▸ TASK
Which lines hold the word "screenshot"? Show each of them.

▸ GIVEN ENTRIES
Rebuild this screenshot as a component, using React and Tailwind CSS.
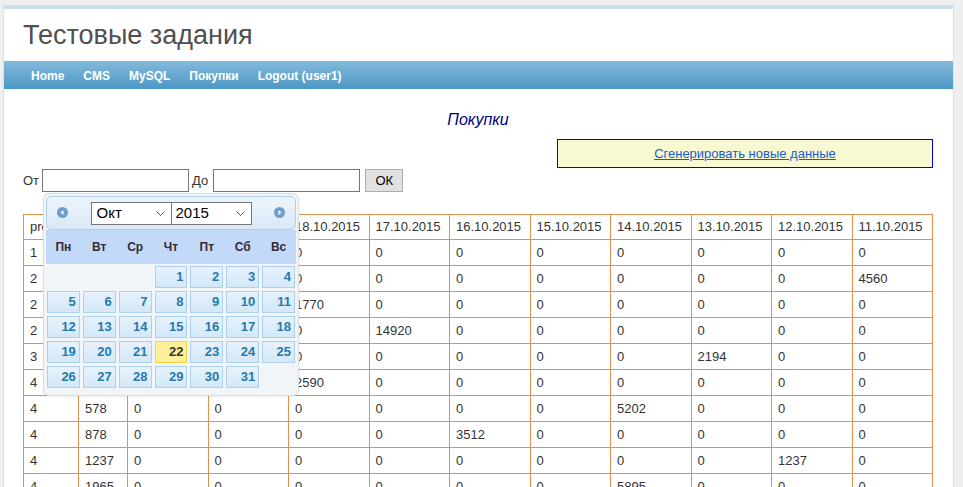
import React from "react";

const navLinks = ["Home", "CMS", "MySQL", "Покупки", "Logout (user1)"];

const headers = [
  "prod",
  "price",
  "20.10.2015",
  "19.10.2015",
  "18.10.2015",
  "17.10.2015",
  "16.10.2015",
  "15.10.2015",
  "14.10.2015",
  "13.10.2015",
  "12.10.2015",
  "11.10.2015",
];

const rows = [
  ["1", "120", "0", "0", "0", "0", "0", "0", "0", "0", "0", "0"],
  ["2", "456", "0", "0", "0", "0", "0", "0", "0", "0", "0", "4560"],
  ["2", "885", "0", "0", "1770", "0", "0", "0", "0", "0", "0", "0"],
  ["2", "1492", "0", "0", "0", "14920", "0", "0", "0", "0", "0", "0"],
  ["3", "1097", "0", "0", "0", "0", "0", "0", "0", "2194", "0", "0"],
  ["4", "1295", "0", "0", "2590", "0", "0", "0", "0", "0", "0", "0"],
  ["4", "578", "0", "0", "0", "0", "0", "0", "5202", "0", "0", "0"],
  ["4", "878", "0", "0", "0", "0", "3512", "0", "0", "0", "0", "0"],
  ["4", "1237", "0", "0", "0", "0", "0", "0", "0", "0", "1237", "0"],
  ["4", "1965", "0", "0", "0", "0", "0", "0", "5895", "0", "0", "0"],
];

const dayNames = ["Пн", "Вт", "Ср", "Чт", "Пт", "Сб", "Вс"];

// октябрь 2015 начинается с четверга
const days = [null, null, null, ...Array.from({ length: 31 }, (_, i) => i + 1), null];

const Chevron = () => (
  <svg width="9" height="5" viewBox="0 0 9 5" className="shrink-0">
    <path d="M0.5 0.5 L4.5 4.5 L8.5 0.5" fill="none" stroke="#555" strokeWidth="1" />
  </svg>
);

const CircleArrow = ({ dir }) => (
  <svg width="11" height="11" viewBox="0 0 11 11">
    <circle cx="5.5" cy="5.5" r="5.5" fill="#6d9fcd" />
    {dir === "prev" ? (
      <path d="M3.5 5.5 L6.5 3 L6.5 8 Z" fill="#fff" />
    ) : (
      <path d="M7.5 5.5 L4.5 3 L4.5 8 Z" fill="#fff" />
    )}
  </svg>
);

const Calendar = () => {
  return (
    <div className="absolute left-[39px] top-[104px] w-[256px] h-[203px] bg-[#f2f5f7] border border-[#dddddd] rounded-[6px] p-[2px] shadow-[0_1px_2px_rgba(0,0,0,0.08)]">
      {/* шапка */}
      <div className="relative h-[34px] rounded-[5px] border border-[#aed0ea] bg-gradient-to-b from-[#edf5fc] to-[#d9e8f6] flex items-center justify-center">
        <div className="absolute left-[10px] top-[10px]">
          <CircleArrow dir="prev" />
        </div>
        <div className="flex">
          <div className="w-[81px] h-[23px] bg-white border border-[#767676] flex items-center justify-between pl-[5px] pr-[6px] text-[15px] text-black">
            <span>Окт</span>
            <Chevron />
          </div>
          <div className="w-[80px] h-[23px] bg-white border border-[#767676] border-l-0 flex items-center justify-between pl-[4px] pr-[6px] text-[15px] text-black">
            <span>2015</span>
            <Chevron />
          </div>
        </div>
        <div className="absolute right-[10px] top-[10px]">
          <CircleArrow dir="next" />
        </div>
      </div>

      {/* дни недели */}
      <div className="h-[34px] bg-[#c3d9fa] grid grid-cols-7 gap-x-[3px] items-center px-[1px]">
        {dayNames.map((d) => (
          <div key={d} className="text-center text-[12px] font-bold text-[#362b36]">
            {d}
          </div>
        ))}
      </div>

      {/* числа */}
      <div className="mt-[2px] grid grid-cols-7 gap-x-[3px] gap-y-[3px] px-[1px]">
        {days.map((d, i) =>
          d === null ? (
            <div key={i} className="h-[22px]" />
          ) : (
            <div
              key={i}
              className={
                d === 22
                  ? "h-[22px] border border-[#f5d63c] bg-[#fff09a] text-[#363636] text-right pr-[3px] text-[13px] font-bold leading-[20px]"
                  : "h-[22px] border border-[#aed0ea] bg-gradient-to-b from-[#e7f2fc] via-[#dcedfa] to-[#d3e8f8] text-[#2779aa] text-right pr-[3px] text-[13px] font-bold leading-[20px]"
              }
            >
              {d}
            </div>
          )
        )}
      </div>
    </div>
  );
};

const App = () => {
  return (
    <div
      className="h-[487px] overflow-hidden bg-[#efefef] pl-[3px] pt-[5px]"
      style={{ fontFamily: '"Liberation Sans", Arial, sans-serif' }}
    >
      <div className="w-[951px] h-[500px] bg-white border-t-4 border-t-[#c9e1ef] border-x border-x-[#d3e5ef]">
        {/* заголовок */}
        <div className="h-[52px] pl-[19px] pt-[11px] text-[27px] leading-[31px] text-[#505050]">
          Тестовые задания
        </div>

        {/* меню */}
        <div className="h-[28px] bg-gradient-to-b from-[#83badb] to-[#4a98c6] flex items-center pl-[27px] pt-[1px] gap-[19px]">
          {navLinks.map((l) => (
            <span key={l} className="text-white text-[12px] font-bold">
              {l}
            </span>
          ))}
        </div>

        <div className="relative pl-[19px] pr-[20px] pt-[22px]">
          <div className="text-center italic text-[16px] leading-[18px] text-[#000080]">
            Покупки
          </div>

          <div className="mt-[10px] flex justify-end">
            <div className="w-[376px] h-[29px] border border-[#0000ee] bg-[#f8f8d3] flex items-center justify-center">
              <a className="text-[13px] text-[#1a5ccc] underline">Сгенерировать новые данные</a>
            </div>
          </div>

          {/* фильтр */}
          <div className="mt-[1px] flex items-center h-[23px] text-[13px] text-[#333]">
            <span>От</span>
            <div className="ml-[3px] w-[147px] h-[23px] border border-[#767676] bg-white" />
            <span className="ml-[3px]">До</span>
            <div className="ml-[5px] w-[147px] h-[23px] border border-[#767676] bg-white" />
            <div className="ml-[5px] w-[38px] h-[23px] bg-[#e1e1e1] border border-[#adadad] flex items-center justify-center text-black">
              ОК
            </div>
          </div>

          {/* таблица */}
          <table className="mt-[22px] w-[910px] table-fixed border-collapse text-[13px] text-[#333]">
            <colgroup>
              <col className="w-[55px]" />
              <col className="w-[49px]" />
              {headers.slice(2).map((h) => (
                <col key={h} />
              ))}
            </colgroup>
            <thead>
              <tr className="h-[25px]">
                {headers.map((h) => (
                  <th key={h} className="border border-[#e0904f] text-left font-normal px-[6px] whitespace-nowrap overflow-hidden">
                    {h}
                  </th>
                ))}
              </tr>
            </thead>
            <tbody>
              {rows.map((r, i) => (
                <tr key={i} className="h-[26px]">
                  {r.map((c, j) => (
                    <td key={j} className="border border-[#e0904f] px-[6px] whitespace-nowrap">
                      {c}
                    </td>
                  ))}
                </tr>
              ))}
            </tbody>
          </table>

          <Calendar />
        </div>
      </div>
    </div>
  );
};

export default App;
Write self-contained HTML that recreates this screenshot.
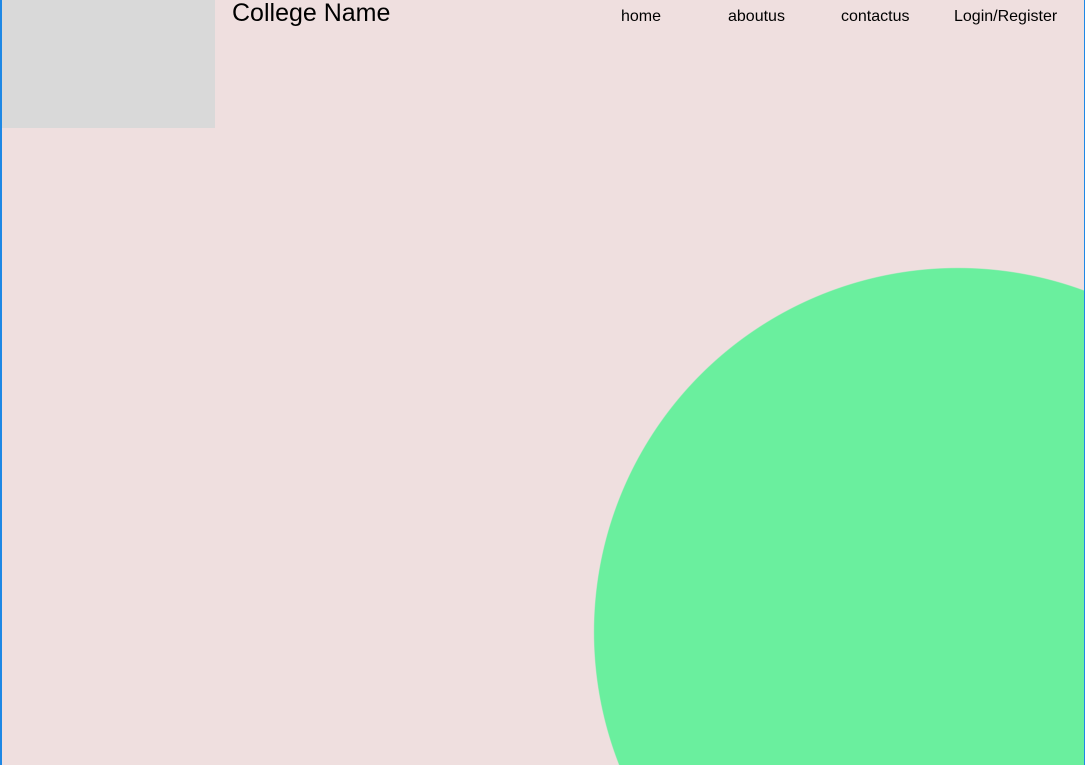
<!DOCTYPE html>
<html><head><meta charset="utf-8"><style>
html,body{margin:0;padding:0;width:1085px;height:765px;overflow:hidden;}
.w{width:1085px;height:765px;overflow:hidden;position:relative;font-family:"Liberation Sans",sans-serif;
background:radial-gradient(circle 364px at 958px 632px,#6aef9e 363.5px,#efdfdf 364.5px);}
.bl{position:absolute;left:0;top:0;width:2px;height:765px;background:#1e88e5;z-index:5}
.br{position:absolute;right:0;top:0;width:1px;height:765px;background:#1e88e5;z-index:5}
.logo{position:absolute;left:2px;top:0;width:213px;height:128px;background:#d9d9d9}
.title{position:absolute;left:232px;top:-1px;font-size:25px;color:#000;line-height:28px}
.nav{position:absolute;top:8px;font-size:16px;color:#000;line-height:18px}
</style></head><body><div class="w">
<div class="bl"></div><div class="br"></div>
<div class="logo"></div>
<div class="title">College Name</div>
<div class="nav" style="left:621px">home</div>
<div class="nav" style="left:728px">aboutus</div>
<div class="nav" style="left:841px">contactus</div>
<div class="nav" style="left:954px">Login/Register</div>
</div></body></html>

▸ REPLY
Rebuild this screenshot as a component, using React and Tailwind CSS.
Write self-contained HTML that recreates this screenshot.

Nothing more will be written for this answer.